Even I could have marketed a plant with a name like that, but now there is another one, this one called Magilla Vanilla. In speaking engagements, audiences chuckle when I show it on screen and say it is Magilla Vanilla perilla.
Magilla Vanilla is green with a creamy vanilla, making it a good combination with any other colors. The world of perilla also includes a great selection called Gage's Shadow, a perilla/coleus hybrid. This variety is being brought to us by Proven Winners, and it has shades of burgundy, purple and dark green.
Gage's Shadow has captured awards from Minnesota to Tennessee and was a favorite at the U.S. National Arboretum. I grew it last summer and can truthfully say it is a racehorse. It can reach 5 feet tall and will work as screen or backdrop in the flower border.
The perilla is not very well known. A few gardeners may be familiar with an old-fashioned, rusty purple selection that almost looks like a small basil and is used as such. But Magilla and Gage's Shadow are different. These varieties easily reach 36 inches tall with a mounded shape. Kept watered and fed, they may grow more than 42 inches tall by late summer. Colors develop best in sun or bright, filtered light.

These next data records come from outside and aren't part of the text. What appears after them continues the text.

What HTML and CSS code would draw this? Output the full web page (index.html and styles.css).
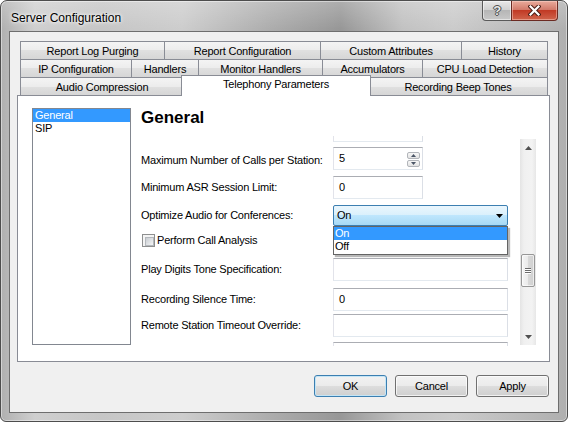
FILE: index.html
```html
<!DOCTYPE html>
<html>
<head>
<meta charset="utf-8">
<title>Server Configuration</title>
<link rel="stylesheet" href="styles.css">
</head>
<body>
<div class="window">
  <div class="titlebar">
    <div class="title">Server Configuration</div>
    <div class="caption">
      <div class="cbtn help"><span>?</span></div>
      <div class="cbtn close">
        <svg width="13" height="11" viewBox="0 0 13 11">
          <path d="M2.5 1.5 L10.5 9.5 M10.5 1.5 L2.5 9.5" stroke="#4a1d16" stroke-width="4.2" stroke-linecap="square" fill="none"/>
          <path d="M2.5 1.5 L10.5 9.5 M10.5 1.5 L2.5 9.5" stroke="#ffffff" stroke-width="2.2" stroke-linecap="square" fill="none"/>
        </svg>
      </div>
    </div>
  </div>
  <div class="client">
    <div class="tabs">
      <div class="tabrow r1">
        <div class="tab">Report Log Purging</div>
        <div class="tab">Report Configuration</div>
        <div class="tab">Custom Attributes</div>
        <div class="tab">History</div>
      </div>
      <div class="tabrow r2">
        <div class="tab">IP Configuration</div>
        <div class="tab">Handlers</div>
        <div class="tab">Monitor Handlers</div>
        <div class="tab">Accumulators</div>
        <div class="tab">CPU Load Detection</div>
      </div>
      <div class="tabrow r3">
        <div class="tab">Audio Compression</div>
        <div class="tab selected">Telephony Parameters</div>
        <div class="tab">Recording Beep Tones</div>
      </div>
    </div>
    <div class="panel">
      <div class="listbox">
        <div class="item sel">General</div>
        <div class="item">SIP</div>
      </div>
      <div class="main">
        <h1 class="heading">General</h1>
        <div class="scroller">
          <div class="form">
            <div class="row first"><span class="lbl"></span><div class="field short"></div></div>
            <div class="row m5"><span class="lbl low">Maximum Number of Calls per Station:</span>
              <div class="field short spinfield"><span>5</span>
                <div class="spin">
                  <span class="sbtn"><svg width="5" height="3" viewBox="0 0 5 3"><polygon points="0,3 2.5,0 5,3" fill="#4a5566"/></svg></span>
                  <span class="sbtn"><svg width="5" height="3" viewBox="0 0 5 3"><polygon points="0,0 2.5,3 5,0" fill="#4a5566"/></svg></span>
                </div>
              </div>
            </div>
            <div class="row m6"><span class="lbl">Minimum ASR Session Limit:</span><div class="field short">0</div></div>
            <div class="row m6"><span class="lbl">Optimize Audio for Conferences:</span>
              <div class="combo"><span>On</span>
                <svg width="7" height="4" viewBox="0 0 7 4"><polygon points="0,0 7,0 3.5,4" fill="#000"/></svg>
                <div class="droplist">
                  <div class="opt sel">On</div>
                  <div class="opt">Off</div>
                </div>
              </div>
            </div>
            <div class="row m6 chkrow"><span class="chk"></span><span class="chklbl">Perform Call Analysis</span></div>
            <div class="row m10"><span class="lbl">Play Digits Tone Specification:</span><div class="field long"></div></div>
            <div class="row m7"><span class="lbl">Recording Silence Time:</span><div class="field long">0</div></div>
            <div class="row m3"><span class="lbl">Remote Station Timeout Override:</span><div class="field long"></div></div>
            <div class="row m5"><span class="lbl"></span><div class="field long"></div></div>
          </div>
          <div class="vscroll">
            <div class="sbarrow"><svg width="7" height="4" viewBox="0 0 7 4"><polygon points="0,4 3.5,0 7,4" fill="#505050"/></svg></div>
            <div class="track">
              <div class="thumb"><span class="grip"></span><span class="grip"></span><span class="grip"></span></div>
            </div>
            <div class="sbarrow"><svg width="7" height="4" viewBox="0 0 7 4"><polygon points="0,0 7,0 3.5,4" fill="#505050"/></svg></div>
          </div>
        </div>
      </div>
    </div>
    <div class="buttons">
      <div class="btn default">OK</div>
      <div class="btn">Cancel</div>
      <div class="btn">Apply</div>
    </div>
  </div>
</div>
</body>
</html>
```

FILE: styles.css
```css
* { box-sizing: border-box; }
html, body { margin: 0; padding: 0; background: #ffffff; }
body {
  font-family: "Liberation Sans", Arial, sans-serif;
  font-size: 11px;
  color: #000;
  letter-spacing: -0.2px;
}

.window {
  width: 568px;
  height: 422px;
  border: 1px solid #4d4d4d;
  border-radius: 7px 7px 6px 6px;
  background:
    linear-gradient(180deg, rgba(255,255,255,0.22) 0, rgba(255,255,255,0) 28px),
    linear-gradient(90deg, #b0b0b0 0%, #cfcfcf 6%, #c6c6c6 18%, #cdcdcd 32%, #acacac 48%, #979797 60%, #c2c2c2 71%, #cbcbcb 80%, #afafaf 100%);
  padding: 0 8px 8px 8px;
  display: flex;
  flex-direction: column;
  box-shadow: inset 0 0 0 1px rgba(255,255,255,0.45);
}

.titlebar {
  height: 30px;
  margin: 0 -8px;
  display: flex;
  justify-content: space-between;
  align-items: flex-start;
}
.title {
  padding: 10px 0 0 10px;
  font-size: 12px;
  line-height: 15px;
  letter-spacing: 0;
  text-shadow: 0 0 5px #fff, 0 0 3px #fff;
}
.caption { display: flex; margin-right: 9px; }
.cbtn {
  height: 20px;
  display: flex;
  align-items: center;
  justify-content: center;
  border: 1px solid #5a5a5a;
  border-top: none;
}
.help {
  width: 29px;
  border-right: none;
  border-radius: 0 0 0 4px;
  background: linear-gradient(#e8e8e8, #d2d2d2 45%, #b6b6b6 50%, #c8c8c8);
  box-shadow: inset 0 0 0 1px rgba(255,255,255,0.5);
}
.help span {
  font-weight: bold;
  font-size: 13px;
  color: #e9e9e9;
  line-height: 14px;
  text-shadow: 0 0 1px #333, 1px 0 0 #555, -1px 0 0 #555, 0 1px 0 #555, 0 -1px 0 #555;
}
.close {
  width: 47px;
  border-color: #6b2a22;
  border-radius: 0 0 4px 0;
  background: linear-gradient(#e9ab9c, #d27b6b 45%, #c13a25 50%, #d0644c);
  box-shadow: inset 0 0 0 1px rgba(255,220,210,0.45);
}

.client {
  flex: 1;
  background: #f0f0f0;
  border: 1px solid #6e6e6e;
  padding: 9px 8px 0 7px;
  display: flex;
  flex-direction: column;
}

/* tabs */
.tabs { margin: 0 2px 0 3px; position: relative; z-index: 1; }
.tabrow { display: flex; height: 18px; }
.tab {
  flex: none;
  height: 19px;
  margin-right: -1px;
  border: 1px solid #898c95;
  background: linear-gradient(#f4f4f4, #ececec 50%, #e0e0e0 50%, #d6d6d6);
  text-align: center;
  padding-top: 3px;
  line-height: 13px;
  white-space: nowrap;
}
.r1 .tab:nth-child(1) { width: 145px; }
.r1 .tab:nth-child(2) { width: 157px; }
.r1 .tab:nth-child(3) { width: 142px; }
.r1 .tab:nth-child(4) { width: 87px; }
.r2 .tab:nth-child(1) { width: 112px; }
.r2 .tab:nth-child(2) { width: 68px; }
.r2 .tab:nth-child(3) { width: 125px; }
.r2 .tab:nth-child(4) { width: 101px; }
.r2 .tab:nth-child(5) { width: 126px; }
.r3 .tab:nth-child(1) { width: 164px; }
.r3 .tab:nth-child(3) { width: 180px; }
.tab.selected {
  width: 190px;
  height: 21px;
  margin: -2px -3px 0 -2px;
  background: #fff;
  border-bottom: none;
  position: relative;
  z-index: 2;
  padding-top: 2px;
}

/* panel */
.panel {
  height: 267px;
  background: #fff;
  border: 1px solid #898c95;
  display: flex;
  padding: 12px 13px 0 14px;
}
.listbox {
  width: 99px;
  height: 237px;
  flex: none;
  border: 1px solid #828790;
  background: #fff;
}
.item { line-height: 13px; padding-left: 2px; }
.item.sel { background: #3399ff; color: #fff; }

.main { flex: 1; margin-left: 10px; display: flex; flex-direction: column; min-width: 0; }
.heading {
  margin: 0;
  font-size: 17px;
  line-height: 20px;
  font-weight: bold;
  letter-spacing: 0;
}
.scroller { display: flex; height: 210px; margin-top: 8px; }
.form { flex: 1; overflow: hidden; min-width: 0; }

.row { display: flex; align-items: center; }
.row.first { margin-top: -17px; }
.m3 { margin-top: 3px; }
.m5 { margin-top: 5px; }
.m6 { margin-top: 6px; }
.m7 { margin-top: 7px; }
.m10 { margin-top: 10px; }
.lbl { width: 192px; flex: none; line-height: 13px; }
.lbl.low { padding-top: 4px; }

.field {
  height: 23px;
  flex: none;
  border: 1px solid;
  border-color: #abadb3 #dbdfe6 #e3e9ef #e2e3ea;
  background: #fff;
  padding: 4px 0 0 5px;
  line-height: 13px;
}
.short { width: 90px; }
.long { width: 175px; }

.spinfield { display: flex; justify-content: space-between; align-items: flex-start; padding-right: 2px; }
.spin { display: flex; flex-direction: column; gap: 1px; }
.sbtn {
  width: 13px;
  height: 7px;
  border: 1px solid #b2b5ba;
  border-radius: 2px;
  background: linear-gradient(#f7f7f7, #e3e3e3);
  display: flex;
  align-items: center;
  justify-content: center;
}
.sbtn svg { display: block; }

.combo {
  width: 175px;
  height: 21px;
  flex: none;
  border: 1px solid #3c7fb1;
  border-radius: 2px;
  background: linear-gradient(#eaf6fd, #d9f0fc 50%, #bee6fd 50%, #a7d9f5);
  display: flex;
  align-items: center;
  justify-content: space-between;
  padding: 0 4px 0 3px;
  position: relative;
  line-height: 13px;
}
.combo > svg { display: block; }
.droplist {
  position: absolute;
  left: -1px;
  top: calc(100% + 1px);
  width: 175px;
  border: 1px solid #646464;
  background: #fff;
  padding-bottom: 1px;
  box-shadow: 2px 2px 1px rgba(0,0,0,0.28);
  z-index: 5;
}
.opt { line-height: 13px; padding-left: 1px; }
.opt.sel { background: #3399ff; color: #fff; }

.chkrow { height: 16px; padding-left: 1px; }
.chk {
  width: 13px;
  height: 13px;
  flex: none;
  border: 1px solid #8e8f8f;
  background: #f4f4f4;
  padding: 2px;
}
.chk::after {
  content: "";
  display: block;
  width: 7px;
  height: 7px;
  border: 1px solid #b4b8bd;
  background: linear-gradient(135deg, #c9cdd2, #f4f5f6);
}
.chklbl { margin-left: 2px; line-height: 13px; }

/* scrollbar */
.vscroll {
  width: 16px;
  flex: none;
  margin: 3px 0 1px 0;
  background: linear-gradient(90deg, #e4e4e4, #f0f0f0 25%, #f3f3f3 75%, #e7e7e7);
  display: flex;
  flex-direction: column;
}
.sbarrow { height: 17px; display: flex; align-items: center; justify-content: center; }
.sbarrow svg { display: block; }
.track { flex: 1; padding-top: 98px; display: flex; justify-content: center; }
.thumb {
  width: 14px;
  height: 33px;
  border: 1px solid #979797;
  border-radius: 2px;
  background: linear-gradient(90deg, #f5f5f5, #eaeaea 50%, #d9d9d9 50%, #d0d0d0);
  box-shadow: inset 0 0 0 1px rgba(255,255,255,0.6);
  display: flex;
  flex-direction: column;
  align-items: center;
  justify-content: center;
  gap: 1px;
}
.grip { width: 6px; height: 1px; background: #6a6a6a; box-shadow: 0 1px 0 #fff; }

/* dialog buttons */
.buttons {
  display: flex;
  justify-content: flex-end;
  gap: 8px;
  margin-top: 13px;
  padding-right: 1px;
}
.btn {
  width: 73px;
  height: 22px;
  border: 1px solid #707070;
  border-radius: 3px;
  background: linear-gradient(#f2f2f2, #ebebeb 50%, #dddddd 50%, #cfcfcf);
  box-shadow: inset 0 0 0 1px rgba(255,255,255,0.7);
  display: flex;
  align-items: center;
  justify-content: center;
  line-height: 13px;
}
.btn.default {
  border-color: #3c7fb1;
  box-shadow: inset 0 0 0 1px #c4e5f6;
}
```
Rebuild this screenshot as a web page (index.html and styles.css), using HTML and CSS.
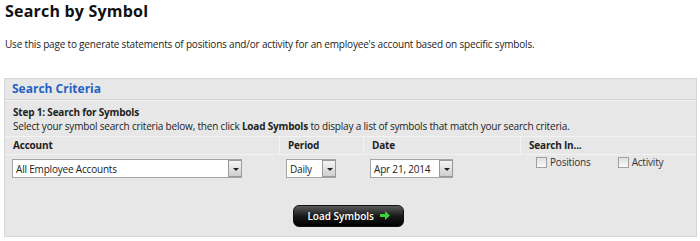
FILE: index.html
```html
<!DOCTYPE html>
<html lang="en">
<head>
    <meta charset="UTF-8">
    <title>Search by Symbol</title>
    <link rel="stylesheet" href="styles.css">
</head>
<body>
    <div class="page-title">Search by Symbol</div>
    <p class="intro">Use this page to generate statements of positions and/or activity for an employee's account based on specific symbols.</p>

    <div class="panel">
        <div class="panel-head">Search Criteria</div>
        <div class="step">
            <div class="step-title">Step 1: Search for Symbols</div>
            <div class="step-text">Select your symbol search criteria below, then click <b>Load Symbols</b> to display a list of symbols that match your search criteria.</div>
        </div>

        <div class="criteria">
            <div class="col-head">Account</div>
            <div class="col-head sep">Period</div>
            <div class="col-head sep">Date</div>
            <div class="col-head sep">Search In...</div>

            <div class="cell">
                <div class="dropdown dd-account"><span class="dd-value">All Employee Accounts</span><span class="dd-arrow"></span></div>
            </div>
            <div class="cell">
                <div class="dropdown dd-period"><span class="dd-value">Daily</span><span class="dd-arrow"></span></div>
            </div>
            <div class="cell">
                <div class="dropdown dd-date"><span class="dd-value">Apr 21, 2014</span><span class="dd-arrow"></span></div>
            </div>
            <div class="cell checks">
                <label class="check"><span class="box"></span>Positions</label>
                <label class="check"><span class="box"></span>Activity</label>
            </div>
        </div>

        <div class="actions">
            <button class="load-button">Load Symbols
                <svg width="10" height="9" viewBox="0 0 10 9"><path d="M0 3h5V0l5 4.5L5 9V6H0z" fill="#3bd13b"/></svg>
            </button>
        </div>
    </div>
</body>
</html>
```
FILE: styles.css
```css
body {
    margin: 0;
    padding: 0 3px 0 4px;
    font-family: "Open Sans", "DejaVu Sans", sans-serif;
    font-size: 10px;
    letter-spacing: -0.19px;
    color: #222;
    background: #fff;
}
.page-title {
    font-size: 16px;
    font-weight: bold;
    letter-spacing: 0.2px;
    color: #111;
    padding: 1px 0 0 1px;
    line-height: 20px;
}
.intro {
    margin: 13px 0 0 1px;
    line-height: 20px;
}
.panel {
    margin-top: 24px;
    background: #e7e7e7;
    border: 1px solid #d6d6d6;
    height: 157px;
}
.panel-head {
    color: #1f63c4;
    font-size: 12px;
    font-weight: bold;
    letter-spacing: 0;
    line-height: 20px;
    padding: 0 7px;
    border-bottom: 1px solid #d3d3d3;
    box-shadow: 0 1px 0 #f4f4f4;
}
.step {
    padding: 5px 8px 3px;
    line-height: 14px;
}
.step-title {
    font-weight: bold;
}
.criteria {
    display: grid;
    grid-template-columns: 274px 84px 157px 1fr;
}
.col-head {
    font-weight: bold;
    padding: 0 8px;
    line-height: 17px;
    border-top: 1px solid #f3f3f3;
    border-bottom: 1px solid #f3f3f3;
}
.col-head.sep {
    border-left: 1px solid #f3f3f3;
}
.cell {
    padding: 4px 8px 0 7px;
}
.dropdown {
    display: flex;
    align-items: center;
    height: 17px;
    background: #fff;
    border: 1px solid #a5a5a5;
    border-right: 0;
}
.dd-value {
    flex: 1;
    padding-left: 3px;
    white-space: nowrap;
}
.dd-arrow {
    width: 14px;
    height: 17px;
    box-sizing: border-box;
    border: 1px solid #999;
    background: linear-gradient(#f4f4f4, #cfcfcf);
    position: relative;
}
.dd-arrow::after {
    content: "";
    position: absolute;
    left: 4px;
    top: 7px;
    border-left: 3px solid transparent;
    border-right: 3px solid transparent;
    border-top: 3px solid #222;
}
.dd-account {
    width: 229px;
}
.dd-period {
    width: 49px;
}
.dd-date {
    width: 82px;
}
.checks {
    display: flex;
    align-items: flex-start;
    gap: 27px;
    padding: 1px 0 0 16px;
}
.check {
    display: flex;
    align-items: center;
    gap: 3px;
    line-height: 12px;
    color: #333;
}
.box {
    width: 9px;
    height: 9px;
    border: 1px solid #a0a0a0;
    background: linear-gradient(#e0e0e0, #fafafa);
}
.actions {
    text-align: center;
    padding-top: 27px;
}
.load-button {
    width: 111px;
    height: 22px;
    margin-right: 4px;
    border: 1px solid #111;
    border-radius: 6px;
    background: linear-gradient(#5a5a5a, #1a1a1a 50%, #000);
    color: #fff;
    font-family: inherit;
    font-size: 10px;
    font-weight: 600;
    letter-spacing: 0;
    cursor: pointer;
}
.load-button svg {
    margin-left: 3px;
}
```
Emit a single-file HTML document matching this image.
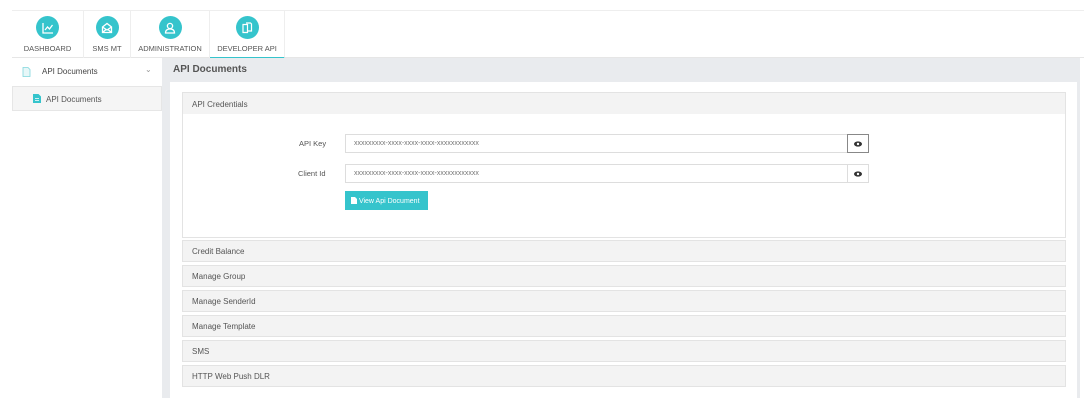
<!DOCTYPE html>
<html><head><style>
*{box-sizing:border-box;margin:0;padding:0}
body{width:1084px;height:416px;background:#fff;font-family:"Liberation Sans",sans-serif;position:relative;overflow:hidden;color:#444}
.abs{position:absolute}
.nav{left:12px;top:10px;width:1072px;height:48px;border-top:1px solid #eee;border-bottom:1px solid #e6e6e6;background:#fff}
.ni{position:absolute;top:0;height:47px;border-right:1px solid #eee;text-align:center;font-size:7.5px;color:#555}
.ni .c{width:23px;height:23px;border-radius:50%;background:#35c4cc;margin:5px auto 5px;display:flex;align-items:center;justify-content:center}
.side{left:12px;top:58px;width:150px;height:340px;background:#fff}
.gray{left:162px;top:58px;width:918px;height:340px;background:#e9ebee}
.panel{left:170px;top:82px;width:907px;height:316px;background:#fff}
.acc{position:absolute;left:182px;width:884px;background:#f3f3f3;border:1px solid #e3e3e3;font-size:8px;color:#555;padding-left:9px}
.inp{position:absolute;left:345px;width:503px;height:19px;border:1px solid #ddd;background:#fff;font-size:7px;color:#777;padding:5px 0 0 8px}
.eye{position:absolute;left:847px;width:22px;height:19px;border:1px solid #ddd;background:#fff;display:flex;align-items:center;justify-content:center}
.lbl{position:absolute;font-size:7.5px;color:#555}
</style></head><body>
<div class="abs nav">
 <div class="ni" style="left:0;width:72px"><div class="c"><svg width="12" height="12" viewBox="0 0 12 12" fill="none" stroke="#fff" stroke-width="1.3"><path d="M1 1v10h10M3 8l2.5-3 2 2L10.5 3"/></svg></div>DASHBOARD</div>
 <div class="ni" style="left:72px;width:47px"><div class="c"><svg width="12" height="12" viewBox="0 0 12 12" fill="none" stroke="#fff" stroke-width="1.3"><path d="M1.5 5L6 1.5 10.5 5v5.5h-9zM1.5 5L6 8l4.5-3M1.5 10.5L5 7.5M10.5 10.5L7 7.5"/></svg></div>SMS MT</div>
 <div class="ni" style="left:119px;width:79px"><div class="c"><svg width="12" height="12" viewBox="0 0 12 12" fill="none" stroke="#fff" stroke-width="1.3"><circle cx="6" cy="4" r="2.6"/><path d="M1.5 11c0-3 2-4 4.5-4s4.5 1 4.5 4z"/></svg></div>ADMINISTRATION</div>
 <div class="ni" style="left:198px;width:75px;border-bottom:2px solid #35c4cc;height:48px"><div class="c"><svg width="12" height="12" viewBox="0 0 12 12" fill="none" stroke="#fff" stroke-width="1.2"><path d="M2 2.5h4.5v8H2zM5 1h4.5l1 1v7H6.5"/></svg></div>DEVELOPER API</div>
</div>
<div class="abs side">
 <div style="height:28px;position:relative;font-size:8px;color:#444"><svg style="position:absolute;left:10px;top:9px" width="9" height="10" viewBox="0 0 9 10"><path d="M1 .5h5l2 2v7H1z" fill="#e7f7f8" stroke="#7fd6dc" stroke-width=".8"/></svg><span style="position:absolute;left:30px;top:9px">API Documents</span><span style="position:absolute;left:133px;top:7px;font-size:8px;color:#999">&#8964;</span></div>
 <div style="height:25px;background:#f5f5f5;border:1px solid #e6e6e6;position:relative;font-size:8px;color:#555"><svg style="position:absolute;left:20px;top:7px" width="8" height="9" viewBox="0 0 8 9"><path d="M0 0h5.5L8 2.5V9H0z" fill="#35c4cc"/><path d="M2 4.5h4M2 6.5h4" stroke="#fff" stroke-width=".8"/></svg><span style="position:absolute;left:33px;top:8px">API Documents</span></div>
</div>
<div class="abs gray"></div>
<div class="abs" style="left:173px;top:64px;font-size:10px;font-weight:bold;color:#555">API Documents</div>
<div class="abs panel"></div>
<div class="acc" style="top:92px;height:23px;padding-top:7px">API Credentials</div>
<div class="abs" style="left:182px;top:114px;width:884px;height:124px;border:1px solid #e3e3e3;border-top:none;background:#fff"></div>
<div class="lbl" style="left:299px;top:139px">API Key</div>
<div class="lbl" style="left:298px;top:169px">Client Id</div>
<div class="inp" style="top:134px">xxxxxxxxx-xxxx-xxxx-xxxx-xxxxxxxxxxxx</div>
<div class="eye" style="top:134px;border-color:#888"><svg width="8" height="6" viewBox="0 0 8 6"><ellipse cx="4" cy="3" rx="4" ry="2.6" fill="#333"/><circle cx="4" cy="3" r="1.2" fill="#fff"/></svg></div>
<div class="inp" style="top:164px">xxxxxxxxx-xxxx-xxxx-xxxx-xxxxxxxxxxxx</div>
<div class="eye" style="top:164px"><svg width="8" height="6" viewBox="0 0 8 6"><ellipse cx="4" cy="3" rx="4" ry="2.6" fill="#333"/><circle cx="4" cy="3" r="1.2" fill="#fff"/></svg></div>
<div class="abs" style="left:345px;top:191px;width:83px;height:19px;background:#35c4cc;color:#fff;font-size:7px;padding:6px 0 0 6px"><svg width="6" height="7" viewBox="0 0 6 7" style="vertical-align:-1px"><path d="M0 0h4l2 2v5H0z" fill="#fff"/></svg> View Api Document</div>
<div class="acc" style="top:240px;height:22px;padding-top:6px">Credit Balance</div>
<div class="acc" style="top:265px;height:22px;padding-top:6px">Manage Group</div>
<div class="acc" style="top:290px;height:22px;padding-top:6px">Manage SenderId</div>
<div class="acc" style="top:315px;height:22px;padding-top:6px">Manage Template</div>
<div class="acc" style="top:340px;height:22px;padding-top:6px">SMS</div>
<div class="acc" style="top:365px;height:22px;padding-top:6px">HTTP Web Push DLR</div>
</body></html>
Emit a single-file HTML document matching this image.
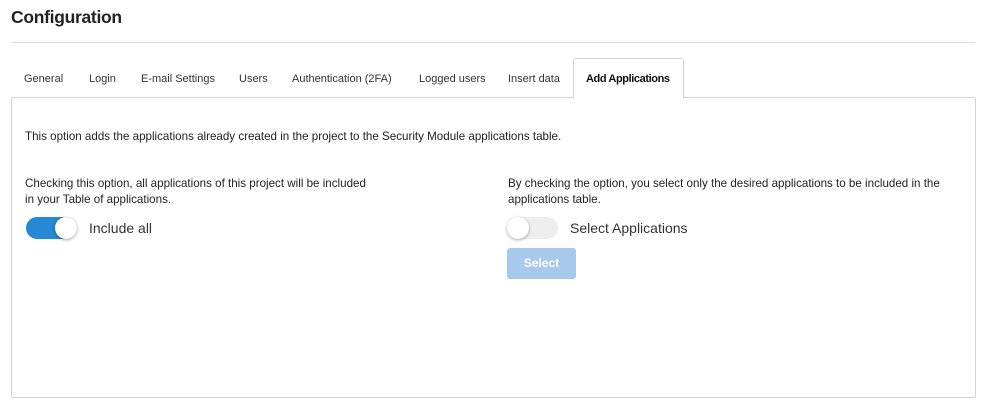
<!DOCTYPE html>
<html><head><meta charset="utf-8"><style>
body{margin:0;width:987px;height:406px;background:#fff;font-family:"Liberation Sans",sans-serif;color:#222;position:relative;overflow:hidden}
.a{position:absolute;white-space:nowrap}
.t{font-size:11px;top:73px;color:#333}
.p{font-size:11.6px;color:#222}
.tog{position:absolute;width:51px;height:22px;border-radius:11px}
.knob{position:absolute;top:0;width:22px;height:22px;border-radius:50%;background:#fff;box-shadow:0 1px 3px rgba(0,0,0,.35)}
</style></head><body>
<div class="a" style="left:11px;top:7px;font-size:17.5px;font-weight:bold;color:#222;letter-spacing:-0.3px">Configuration</div>
<div class="a" style="left:11px;top:42px;width:964px;height:1px;background:#ddd"></div>
<div class="a" style="left:11px;top:97px;width:963px;height:299px;border:1px solid #d4d4d4;border-radius:2px"></div>
<div class="a" style="left:573px;top:58px;width:109px;height:40px;border:1px solid #d4d4d4;border-bottom:none;background:#fff;border-radius:3px 3px 0 0"></div>
<div class="a t" style="left:24px">General</div>
<div class="a t" style="left:89px">Login</div>
<div class="a t" style="left:141px">E-mail Settings</div>
<div class="a t" style="left:239px">Users</div>
<div class="a t" style="left:292px">Authentication (2FA)</div>
<div class="a t" style="left:419px">Logged users</div>
<div class="a t" style="left:508px">Insert data</div>
<div class="a t" style="left:586px;font-weight:bold;color:#111;letter-spacing:-0.4px">Add Applications</div>
<div class="a p" style="left:25px;top:130px">This option adds the applications already created in the project to the Security Module applications table.</div>
<div class="a p" style="left:25px;top:177px">Checking this option, all applications of this project will be included</div>
<div class="a p" style="left:25px;top:193px">in your Table of applications.</div>
<div class="a p" style="left:508px;top:177px">By checking the option, you select only the desired applications to be included in the</div>
<div class="a p" style="left:508px;top:193px">applications table.</div>
<div class="tog" style="left:26px;top:217px;background:#2589d8"><div class="knob" style="left:29px"></div></div>
<div class="a" style="left:89px;top:220px;font-size:14px;color:#333">Include all</div>
<div class="tog" style="left:507px;top:217px;background:#eee"><div class="knob" style="left:0"></div></div>
<div class="a" style="left:570px;top:220px;font-size:14px;color:#333">Select Applications</div>
<div class="a" style="left:507px;top:248px;width:69px;height:31px;background:#a6c9ec;border-radius:3px;color:#fff;font-size:12px;font-weight:bold;text-align:center;line-height:31px">Select</div>
</body></html>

In the landscape, perilla prefers fertile, well-drained soil. Amend tight or heavy soil with 3 to 4 inches of organic matter like compost or humus. Grow three to five plants spaced 18 to 24 inches apart for a breathtakingly beautiful display.
Use in combination with pink or magenta shades of periwinkles for a colorful, tropical look. In fact, the vibrant colors of the perilla make them ideal as understory plantings to large bananas, upright elephant ears or pink cannas. Try using Gage Shadow in a lush tropical setting with purple elephant ears like Antiquorum or Black Magic.
Boldly use perilla with ornamental grasses. The most obvious companion would be purple fountain grass. The Magilla vanilla also partners incredibly well with Mona Lavender plectranthus.
Keep your perillas watered and mulched during the growing season. Feed with a light application of a slow-release, balanced fertilizer one month after planting and again in mid-summer.
The perilla has some of the same cultural requirements as coleus, such as a good pinching in mid- or late-summer that will keep the plant bushy.
Perilla is one of those plants that offers today's hurried gardeners easy-to-grow, environmentally friendly plants that will aesthetically enhance the home landscape.